- DATA ROWS:
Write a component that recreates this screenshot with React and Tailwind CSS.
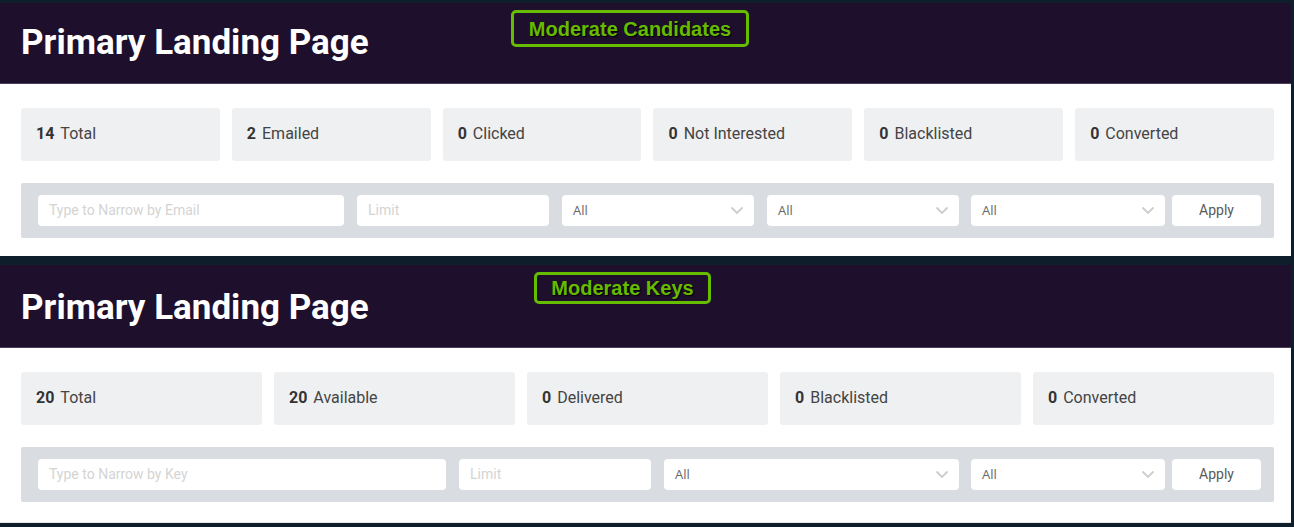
import React from "react";

const Chevron = () => (
  <svg className="w-[14px] h-[9px]" viewBox="0 0 14 9" fill="none" stroke="#cdcdcd" strokeWidth="1.8">
    <path d="M1.5 1.5l5.5 5.5 5.5-5.5" />
  </svg>
);

const TextBox = ({ placeholder, className }) => (
  <div className={`h-[31px] bg-white rounded-[4px] flex items-center px-[11px] text-[14px] text-[#d4d4d4] ${className}`}>
    {placeholder}
  </div>
);

const SelectBox = ({ className }) => (
  <div className={`h-[31px] bg-white rounded-[4px] flex items-center justify-between pl-[11px] pr-[10px] ${className}`}>
    <span className="text-[13px] text-[#666] font-['Open_Sans',sans-serif]">All</span>
    <Chevron />
  </div>
);

const Section = ({ title, badge, badgeClass, headerClass, stats, filters, bodyClass }) => {
  return (
    <div>
      {/* Header */}
      <div className={`relative bg-[#1e0f2c] border-b border-[#4d4059] pl-[21px] ${headerClass}`}>
        <h1 className="text-[35px] leading-[35px] font-bold text-white font-['Roboto',sans-serif]">{title}</h1>
        <div
          className={`absolute flex items-center justify-center border-[3px] border-[#66bd00] rounded-[5px] text-[20px] font-bold text-[#66bb00] font-['Liberation_Sans',Arial,sans-serif] [text-shadow:1px_1px_1px_#000] ${badgeClass}`}
        >
          {badge}
        </div>
      </div>

      {/* Body */}
      <div className={`bg-white pl-[21px] pr-[17px] pt-[24px] ${bodyClass}`}>
        <div className="flex gap-[12px]">
          {stats.map((s) => (
            <div key={s.label} className="flex-1 h-[53px] bg-[#eff0f2] rounded-[3px] flex items-center px-[15px] pb-[2px] text-[16px]">
              <span className="font-bold text-[#333] mr-[6px]">{s.value}</span>
              <span className="text-[#444]">{s.label}</span>
            </div>
          ))}
        </div>

        <div className="mt-[22px] h-[55px] bg-[#d9dce0] rounded-[2px] flex items-center pl-[17px]">
          {filters}
          <div className="ml-[7px] w-[89px] h-[31px] bg-white rounded-[4px] flex items-center justify-center text-[14px] text-[#5a5a5a]">
            Apply
          </div>
        </div>
      </div>
    </div>
  );
};

export default function App() {
  return (
    <div className="w-[1294px] h-[527px] bg-[#0e1e2a] pr-[3px] pt-[3px] font-['Roboto',sans-serif] overflow-hidden">
      <Section
        title="Primary Landing Page"
        badge="Moderate Candidates"
        badgeClass="left-[511px] top-[7px] w-[238px] h-[37px]"
        headerClass="h-[81px] pt-[22px]"
        bodyClass="h-[172px]"
        stats={[
          { value: "14", label: "Total" },
          { value: "2", label: "Emailed" },
          { value: "0", label: "Clicked" },
          { value: "0", label: "Not Interested" },
          { value: "0", label: "Blacklisted" },
          { value: "0", label: "Converted" },
        ]}
        filters={
          <>
            <TextBox placeholder="Type to Narrow by Email" className="w-[306px]" />
            <TextBox placeholder="Limit" className="w-[192px] ml-[13px]" />
            <SelectBox className="w-[192px] ml-[13px]" />
            <SelectBox className="w-[192px] ml-[13px]" />
            <SelectBox className="w-[194px] ml-[12px]" />
          </>
        }
      />

      <div className="h-[9px]" />

      <Section
        title="Primary Landing Page"
        badge="Moderate Keys"
        badgeClass="left-[534px] top-[7px] w-[177px] h-[32px]"
        headerClass="h-[83px] pt-[25px]"
        bodyClass="h-[175px] border-b border-[#e6e6e6]"
        stats={[
          { value: "20", label: "Total" },
          { value: "20", label: "Available" },
          { value: "0", label: "Delivered" },
          { value: "0", label: "Blacklisted" },
          { value: "0", label: "Converted" },
        ]}
        filters={
          <>
            <TextBox placeholder="Type to Narrow by Key" className="w-[408px]" />
            <TextBox placeholder="Limit" className="w-[192px] ml-[13px]" />
            <SelectBox className="w-[295px] ml-[13px]" />
            <SelectBox className="w-[194px] ml-[12px]" />
          </>
        }
      />
    </div>
  );
}
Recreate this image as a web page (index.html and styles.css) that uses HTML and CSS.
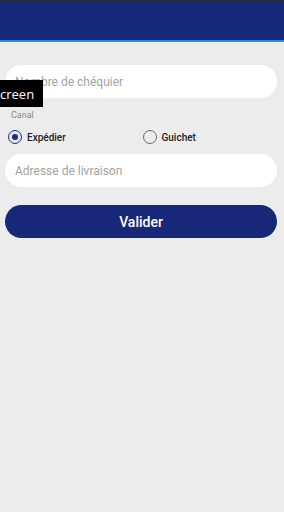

- WHAT IS NEEDED: Reproduce every record word for word. The copy must contain no pictures.

- FINAL ANSWER:
Write a component that recreates this screenshot with React and Tailwind CSS.
import React from "react";

const Chevron = () => (
  <svg className="w-[14px] h-[9px]" viewBox="0 0 14 9" fill="none" stroke="#cdcdcd" strokeWidth="1.8">
    <path d="M1.5 1.5l5.5 5.5 5.5-5.5" />
  </svg>
);

const TextBox = ({ placeholder, className }) => (
  <div className={`h-[31px] bg-white rounded-[4px] flex items-center px-[11px] text-[14px] text-[#d4d4d4] ${className}`}>
    {placeholder}
  </div>
);

const SelectBox = ({ className }) => (
  <div className={`h-[31px] bg-white rounded-[4px] flex items-center justify-between pl-[11px] pr-[10px] ${className}`}>
    <span className="text-[13px] text-[#666] font-['Open_Sans',sans-serif]">All</span>
    <Chevron />
  </div>
);

const Section = ({ title, badge, badgeClass, headerClass, stats, filters, bodyClass }) => {
  return (
    <div>
      {/* Header */}
      <div className={`relative bg-[#1e0f2c] border-b border-[#4d4059] pl-[21px] ${headerClass}`}>
        <h1 className="text-[35px] leading-[35px] font-bold text-white font-['Roboto',sans-serif]">{title}</h1>
        <div
          className={`absolute flex items-center justify-center border-[3px] border-[#66bd00] rounded-[5px] text-[20px] font-bold text-[#66bb00] font-['Liberation_Sans',Arial,sans-serif] [text-shadow:1px_1px_1px_#000] ${badgeClass}`}
        >
          {badge}
        </div>
      </div>

      {/* Body */}
      <div className={`bg-white pl-[21px] pr-[17px] pt-[24px] ${bodyClass}`}>
        <div className="flex gap-[12px]">
          {stats.map((s) => (
            <div key={s.label} className="flex-1 h-[53px] bg-[#eff0f2] rounded-[3px] flex items-center px-[15px] pb-[2px] text-[16px]">
              <span className="font-bold text-[#333] mr-[6px]">{s.value}</span>
              <span className="text-[#444]">{s.label}</span>
            </div>
          ))}
        </div>

        <div className="mt-[22px] h-[55px] bg-[#d9dce0] rounded-[2px] flex items-center pl-[17px]">
          {filters}
          <div className="ml-[7px] w-[89px] h-[31px] bg-white rounded-[4px] flex items-center justify-center text-[14px] text-[#5a5a5a]">
            Apply
          </div>
        </div>
      </div>
    </div>
  );
};

export default function App() {
  return (
    <div className="w-[1294px] h-[527px] bg-[#0e1e2a] pr-[3px] pt-[3px] font-['Roboto',sans-serif] overflow-hidden">
      <Section
        title="Primary Landing Page"
        badge="Moderate Candidates"
        badgeClass="left-[511px] top-[7px] w-[238px] h-[37px]"
        headerClass="h-[81px] pt-[22px]"
        bodyClass="h-[172px]"
        stats={[
          { value: "14", label: "Total" },
          { value: "2", label: "Emailed" },
          { value: "0", label: "Clicked" },
          { value: "0", label: "Not Interested" },
          { value: "0", label: "Blacklisted" },
          { value: "0", label: "Converted" },
        ]}
        filters={
          <>
            <TextBox placeholder="Type to Narrow by Email" className="w-[306px]" />
            <TextBox placeholder="Limit" className="w-[192px] ml-[13px]" />
            <SelectBox className="w-[192px] ml-[13px]" />
            <SelectBox className="w-[192px] ml-[13px]" />
            <SelectBox className="w-[194px] ml-[12px]" />
          </>
        }
      />

      <div className="h-[9px]" />

      <Section
        title="Primary Landing Page"
        badge="Moderate Keys"
        badgeClass="left-[534px] top-[7px] w-[177px] h-[32px]"
        headerClass="h-[83px] pt-[25px]"
        bodyClass="h-[175px] border-b border-[#e6e6e6]"
        stats={[
          { value: "20", label: "Total" },
          { value: "20", label: "Available" },
          { value: "0", label: "Delivered" },
          { value: "0", label: "Blacklisted" },
          { value: "0", label: "Converted" },
        ]}
        filters={
          <>
            <TextBox placeholder="Type to Narrow by Key" className="w-[408px]" />
            <TextBox placeholder="Limit" className="w-[192px] ml-[13px]" />
            <SelectBox className="w-[295px] ml-[13px]" />
            <SelectBox className="w-[194px] ml-[12px]" />
          </>
        }
      />
    </div>
  );
}
Recreate this image as a web page (index.html and styles.css) that uses HTML and CSS.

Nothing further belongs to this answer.